I have a suspicion that some of this boils down to what kind of drunk you are. Fortunately, David and I are both happy, communicative drunks. I tend to take things less seriously, when I’ve had a few, and David becomes delightfully social. In fact, our entire relationship changed (for the better), when in the middle of a drunken gin & tonic session early in our relationship, I expressed my emphatic belief that marriage was overrated, and instead, relationships should be contractual.  We even borrowed the “relationship contract” from Big Bang Theory as a template.[1]

In last week’s Fizz, I expounded on why drinking for so many people is less about being drunk, and more useful as an aid for building relationships: 

I was at dinner yesterday with friends, and we discussed why drinking was important to us. For me, it’s the community of fellow drinkers that I’ve met in Ireland. We share a common interest, but deeply varied backgrounds, passions, pains and experiences. Yet we can always be assured to bond over a great beer. Or bitch about a crappy one. But, through that initial common interest, we also discuss our lives, our hopes, our dreams. We share our struggles. The alcohol cuts the anxiety of sharing, and friendships grow. 

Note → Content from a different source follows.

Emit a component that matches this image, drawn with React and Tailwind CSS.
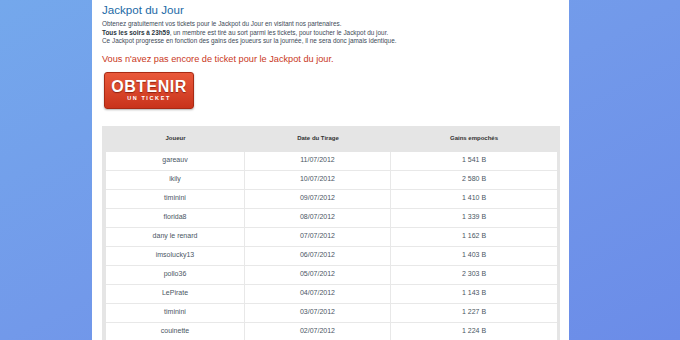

During our month of sobriety, it was hard to get motivated to go out and engage socially. That hook of ‘getting a drink’ wasn’t there anymore. Moreover, I felt like if I did go out to a bar, as I love to do when I’m working on this blog, I’d chat with the bartenders, or my fellow patrons, and be tempted to break my vow of abstinence. 

 Is Drinking Like Sex? 

It’s said that a strong relationship needs many things to survive: good communication, shared experiences, mutual respect, intimacy, and for many, physical affection. When any one aspect is lacking, it can be hard to maintain. 

While I don’t think beer or drinking quite rises to the level of sex when it comes to necessity, alcohol does lower the armor that we adorn to survive in the world. We become less inhibited. We speak our minds (there is a reason in vino, veritas is a trope we’re all very familiar with). We’re better at listening (or at least bartenders are). And the guilt that many of us might have around sex diminishes with drink. 

Too much drink, like too much of anything, is bad. But is it possible that for some of us, so is too little?  

I don’t know if Dryanuary was tough from the beer, or tough due to an excess of stress in the month. I do know that it felt harder, but not in a craving sort of way, more in a getting by kind of way. 

It felt in many respects, like dealing with anxiety without resorting to an SSRI. Sure, you can do it without drugs. But it’s exhausting. Willpower takes energy and effort. It takes vigilance. And maintaining that is hard. Chemistry has made dealing with things like anxiety and depression easier, and for the most part, we as a society have accepted that. 

With booze, or drugs, we’re somewhat more schizophrenic. Lots of people drink. But just like having sex, there’s lots of guilt around drinking, even when you’re not doing it to excess. 

Maybe in the fullness of time, when David and I have been married for 50 years, I’ll have an answer to this question. For now, I’ll take another sip of beer and hope that the benefits outweigh the harm. 

[1] There’s much, much more to this story, but suffice to say, my now-husband is a smart man, saw an in, and played it perfectly.